======== DATA SUPPLIED

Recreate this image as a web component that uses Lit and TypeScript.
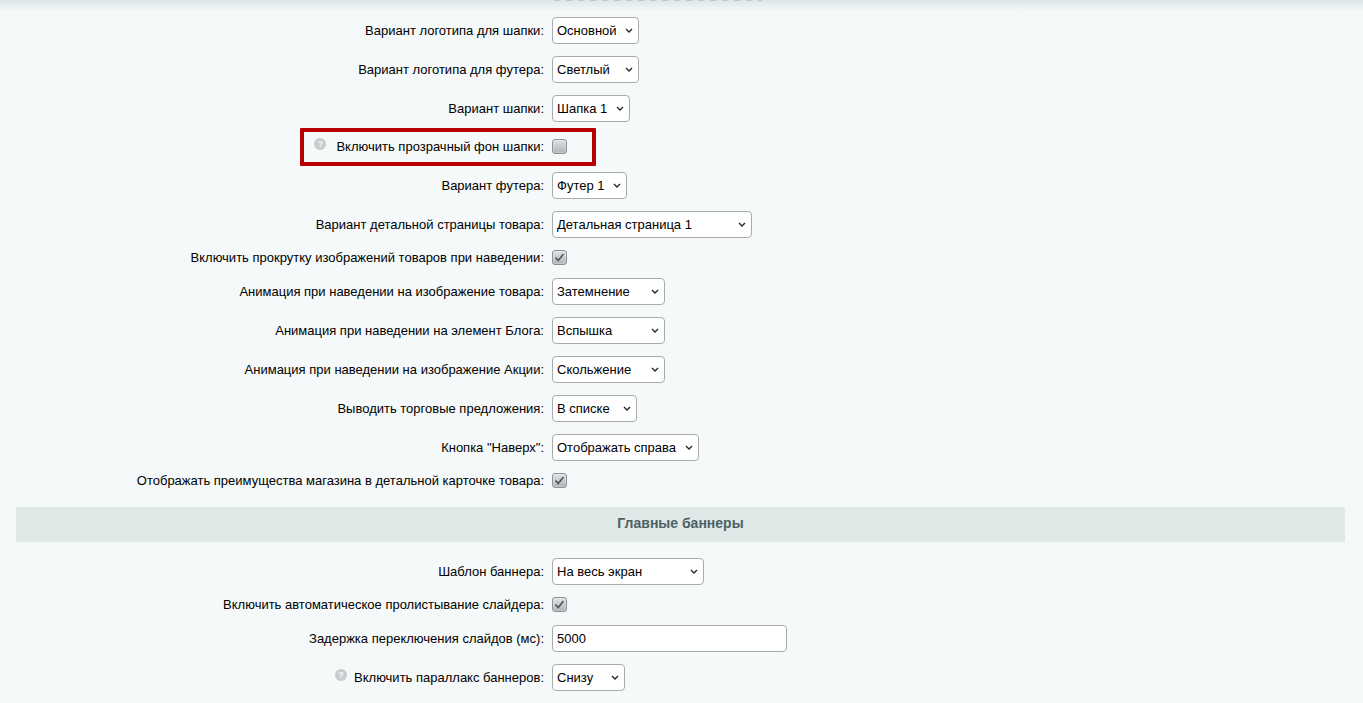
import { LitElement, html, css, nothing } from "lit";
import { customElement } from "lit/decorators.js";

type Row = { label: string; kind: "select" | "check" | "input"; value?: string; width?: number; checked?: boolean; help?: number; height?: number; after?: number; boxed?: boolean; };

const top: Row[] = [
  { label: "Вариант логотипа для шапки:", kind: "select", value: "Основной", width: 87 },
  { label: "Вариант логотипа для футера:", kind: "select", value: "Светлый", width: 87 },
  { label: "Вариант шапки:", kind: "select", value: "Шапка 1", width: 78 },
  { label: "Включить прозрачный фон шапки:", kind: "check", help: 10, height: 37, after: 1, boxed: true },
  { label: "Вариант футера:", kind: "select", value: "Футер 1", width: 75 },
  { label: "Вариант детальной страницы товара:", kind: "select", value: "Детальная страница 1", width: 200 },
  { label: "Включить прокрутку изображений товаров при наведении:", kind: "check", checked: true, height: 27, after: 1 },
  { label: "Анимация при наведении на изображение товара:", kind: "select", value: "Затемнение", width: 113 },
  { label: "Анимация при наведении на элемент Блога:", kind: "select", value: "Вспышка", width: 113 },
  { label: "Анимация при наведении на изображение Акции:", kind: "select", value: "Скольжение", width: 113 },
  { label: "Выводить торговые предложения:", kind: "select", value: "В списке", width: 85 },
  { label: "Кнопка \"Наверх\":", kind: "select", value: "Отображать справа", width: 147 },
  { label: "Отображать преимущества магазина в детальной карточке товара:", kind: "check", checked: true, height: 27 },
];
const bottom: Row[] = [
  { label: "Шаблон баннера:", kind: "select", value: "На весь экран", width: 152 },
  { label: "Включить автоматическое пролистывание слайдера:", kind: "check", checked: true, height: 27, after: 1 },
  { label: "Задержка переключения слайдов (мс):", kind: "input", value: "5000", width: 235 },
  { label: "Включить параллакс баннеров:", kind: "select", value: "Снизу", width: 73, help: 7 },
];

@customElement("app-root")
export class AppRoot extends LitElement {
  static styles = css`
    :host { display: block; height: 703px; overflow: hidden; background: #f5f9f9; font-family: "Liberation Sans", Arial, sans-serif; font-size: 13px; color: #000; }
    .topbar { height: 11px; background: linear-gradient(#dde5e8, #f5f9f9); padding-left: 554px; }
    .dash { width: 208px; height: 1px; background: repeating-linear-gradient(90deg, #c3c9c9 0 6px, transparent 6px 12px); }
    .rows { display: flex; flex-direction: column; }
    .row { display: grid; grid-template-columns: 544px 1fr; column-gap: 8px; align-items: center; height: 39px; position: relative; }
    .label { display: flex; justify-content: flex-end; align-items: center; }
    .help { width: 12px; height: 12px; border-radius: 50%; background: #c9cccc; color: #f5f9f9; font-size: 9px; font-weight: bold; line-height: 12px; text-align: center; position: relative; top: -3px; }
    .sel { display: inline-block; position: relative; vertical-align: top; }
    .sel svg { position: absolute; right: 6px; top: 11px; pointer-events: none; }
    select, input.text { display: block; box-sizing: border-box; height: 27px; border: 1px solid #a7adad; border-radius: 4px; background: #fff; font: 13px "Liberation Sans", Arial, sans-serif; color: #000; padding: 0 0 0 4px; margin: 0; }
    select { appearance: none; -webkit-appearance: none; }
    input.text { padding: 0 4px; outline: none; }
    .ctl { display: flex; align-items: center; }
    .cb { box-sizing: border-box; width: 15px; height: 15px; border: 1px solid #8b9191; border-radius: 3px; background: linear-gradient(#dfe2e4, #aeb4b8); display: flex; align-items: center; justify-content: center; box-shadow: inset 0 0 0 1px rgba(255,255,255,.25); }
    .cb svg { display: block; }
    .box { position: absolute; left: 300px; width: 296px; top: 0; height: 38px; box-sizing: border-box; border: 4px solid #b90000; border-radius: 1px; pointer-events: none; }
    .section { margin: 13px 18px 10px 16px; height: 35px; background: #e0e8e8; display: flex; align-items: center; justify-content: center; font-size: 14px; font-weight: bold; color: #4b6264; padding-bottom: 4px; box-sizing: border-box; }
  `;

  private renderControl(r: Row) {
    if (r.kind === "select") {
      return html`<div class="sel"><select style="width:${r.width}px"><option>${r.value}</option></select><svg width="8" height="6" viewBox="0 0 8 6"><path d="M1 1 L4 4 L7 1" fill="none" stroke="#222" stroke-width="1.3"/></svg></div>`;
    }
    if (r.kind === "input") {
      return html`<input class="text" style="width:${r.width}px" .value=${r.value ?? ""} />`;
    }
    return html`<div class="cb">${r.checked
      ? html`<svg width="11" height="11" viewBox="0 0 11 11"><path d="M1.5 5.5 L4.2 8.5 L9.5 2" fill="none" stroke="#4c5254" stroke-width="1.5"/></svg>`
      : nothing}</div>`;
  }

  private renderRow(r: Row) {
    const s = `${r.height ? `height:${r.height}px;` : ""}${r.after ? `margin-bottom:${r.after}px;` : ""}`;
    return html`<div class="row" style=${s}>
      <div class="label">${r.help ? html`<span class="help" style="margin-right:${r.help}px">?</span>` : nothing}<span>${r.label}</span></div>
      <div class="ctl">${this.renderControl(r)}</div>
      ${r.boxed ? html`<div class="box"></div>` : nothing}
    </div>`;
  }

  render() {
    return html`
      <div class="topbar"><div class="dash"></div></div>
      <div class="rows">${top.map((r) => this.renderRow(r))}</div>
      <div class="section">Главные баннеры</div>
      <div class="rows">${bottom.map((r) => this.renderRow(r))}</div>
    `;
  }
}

================
======== DATA SUPPLIED

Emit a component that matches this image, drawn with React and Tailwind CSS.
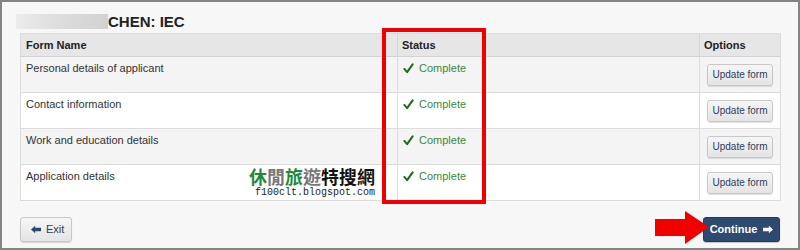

================

• [YOUR INSTRUCTIONS]:
Find every line that holds "image" and copy it.

• [RESPONSE]:
Recreate this image as a web component that uses Lit and TypeScript.
Emit a component that matches this image, drawn with React and Tailwind CSS.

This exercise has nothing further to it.